Renate Meyers (Tanzhaus NRW): „Hip-Hop ist eine Kunstform“

Was macht Hip-Hop heute noch zeitgemäß? Renate Meyers vom Tanzhaus NRW erklärt es.

Düsseldorf. Frau Meyers, was hat der Name „Juste Debout“ — so heißt der Tanzwettbewerb, der am Wochen- ende im Tanzhaus stattfindet — mit Hip-Hop zu tun?
Renate Meyers: „Juste Debout“ kommt aus dem Französischen, bedeutet „gerade, aufrecht“ und betrifft die urbanen Tanzformen, die nicht am Boden getanzt werden.

Also alles außer dem bekannten Breakdance?
Meyers:
Genau.

„Juste Debout“ stammt aus Paris und ist einer der größten Hip-Hop-Wettbewerbe Europas mit den besten Tänzern und mehreren Tausend Zuschauern.
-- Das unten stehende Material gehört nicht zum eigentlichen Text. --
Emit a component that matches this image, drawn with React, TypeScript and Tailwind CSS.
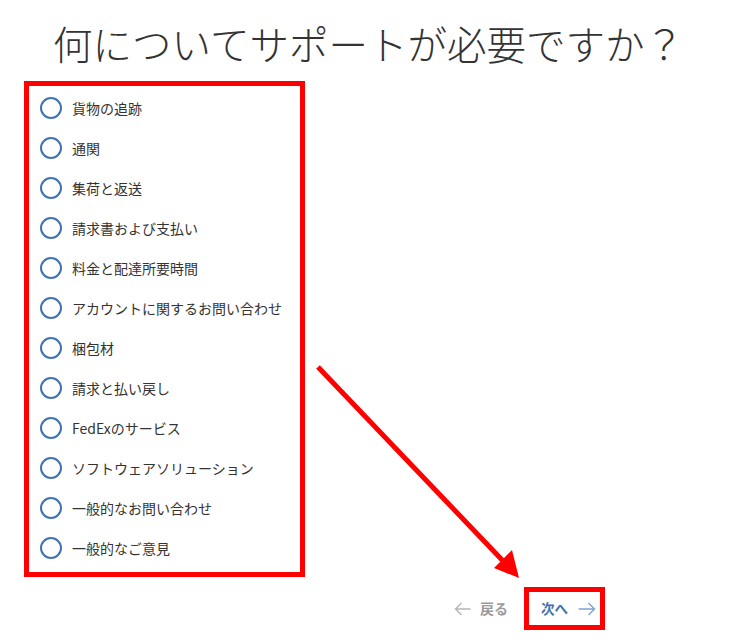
import React from "react";

const items = [
  "貨物の追跡",
  "通関",
  "集荷と返送",
  "請求書および支払い",
  "料金と配達所要時間",
  "アカウントに関するお問い合わせ",
  "梱包材",
  "請求と払い戻し",
  "FedExのサービス",
  "ソフトウェアソリューション",
  "一般的なお問い合わせ",
  "一般的なご意見",
];

export default function App() {
  return (
    <div
      className="relative w-[737px] h-[642px] bg-white overflow-hidden text-[#333333]"
      style={{ fontFamily: '"Noto Sans CJK JP", "Noto Sans", sans-serif' }}
    >
      <h1 className="pt-[17px] text-center text-[39.5px] leading-[51px] font-light">
        何についてサポートが必要ですか？
      </h1>

      <div className="ml-[24px] mt-[13px] w-[281px] border-[5px] border-[#ff0000] pl-[11px] pt-[2px] pb-[4px]">
        {items.map((t) => (
          <label key={t} className="flex h-[40px] items-center gap-[10px]">
            <span className="block h-[22px] w-[22px] rounded-full border-2 border-[#3e72b0] bg-white" />
            <span className="text-[14px] leading-none text-[#333333]">{t}</span>
          </label>
        ))}
      </div>

      <div className="mt-[10px] flex items-center justify-end pr-[132px]">
        <button className="flex items-center gap-[9px] text-[14px] font-bold text-[#9a9a9a]">
          <svg width="17" height="14" viewBox="0 0 17 14" fill="none" stroke="#b5b5b5" strokeWidth="1.4">
            <path d="M16.5 7H1.5M7.5 1L1.5 7L7.5 13" />
          </svg>
          <span>戻る</span>
        </button>
        <div className="ml-[16px] flex h-[43px] w-[81px] items-center border-[5px] border-[#ff0000] pl-[12px]">
          <button className="flex items-center gap-[10px] text-[13.5px] font-bold text-[#4470ad]">
            <span>次へ</span>
            <svg width="18" height="14" viewBox="0 0 18 14" fill="none" stroke="#7ea3d1" strokeWidth="1.4">
              <path d="M0.5 7H16.5M10.5 1L16.5 7L10.5 13" />
            </svg>
          </button>
        </div>
      </div>

      <svg
        className="pointer-events-none absolute left-0 top-0"
        width="737"
        height="642"
        viewBox="0 0 737 642"
      >
        <line x1="318" y1="367" x2="505" y2="563" stroke="#ff0000" strokeWidth="5" />
        <polygon points="519,578 494,568 512,550" fill="#ff0000" />
      </svg>
    </div>
  );
}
Warum liegt das Epizentrum der europäischen Hip-Hop-Szene eigentlich in Frankreich?
Meyers
: In Frankreich war Hip-Hop-Tanz immer schon groß — weil dort sehr viele Franzosen mit Migrationshintergrund leben und eine große urbane Subkultur entstand.

Was fasziniert junge Menschen so am Hip-Hop?
Meyers
: Die Musik, die Bewegungsformen, die Sprache. All das gehört zum Hip-Hop dazu. All das ist eine Möglichkeit für junge Menschen, sich auf ihre eigene Weise miteinander zu verständigen.

Man könnte also auch sagen: Hip-Hop ist als Jugendkultur eine Chance für Heranwachsende, sich von Erwachsenen abzugrenzen?
Meyers:
Ja. Genauso ist Hip-Hop in den 70ern auch in den USA entstanden: Die „Battles“ genannten Wettbewerbe, bei denen die Tänzer gegeneinander antreten, waren schon damals die Sprache der Jugendlichen. Außerdem waren sie ein Weg, aus dem meist urbanen Umfeld zu entkommen. Viele der US-Ikonen, die heute über 50 sind, sagen: Wir kamen aus den Ghettos. Und ohne den Hip-Hop wären wir nicht da, wo wir heute sind. Wir wären untergegangen.

Was hat Hip-Hop seitdem über vier Jahrzehnte überleben und sogar wachsen lassen, während andere Jugendkulturen entweder untergingen oder schrumpften?
Meyers:
Hip-Hop hat sich immer erneuert, ist interessant geblieben. Viele Facetten — Tanzstile, Musikstile, Kunstformen wie Graffiti — machen die Kultur aus. Zudem ist Hip-Hop eine multikulturelle Sache: Bei uns tanzen viele Jugendliche mit Migrationshintergrund. Es ist ein Phänomen, wie sich Jugendliche über Kulturen hinweg verständigen — und zwar ohne Aggressionen.

Sie sagen „ohne Aggressionen“ — dabei kennt man Hip-Hop auch aus Musikvideos, in denen prollige Typen mit Waffen herumspielen und sich wie Gangster gebärden.
Meyers:
Der ursprüngliche, urbane Hip-Hop, über den wir bei „Juste Debout“ sprechen, hat nichts zu tun mit dieser vermarkteten Form des Hip-Hop. Wir reden hier von einer Kunstform mit einer inneren Haltung jenseits des Kommerzes.

Inwieweit kann Hip-Hop denn Kunst sein?
Meyers
Bei „Juste Debout“ müssen die Tänzer viel leisten: Sie treten als Duos gegeneinander an und bekommen eine Musik vorgegeben, die sie vorher nicht kennen. Sie müssen sich in kürzester Zeit auf den Rhythmus einstellen, schauen, was der Partner und der Gegner machen — und Bewegungen kreieren. Das zu beherrschen dauert Jahre.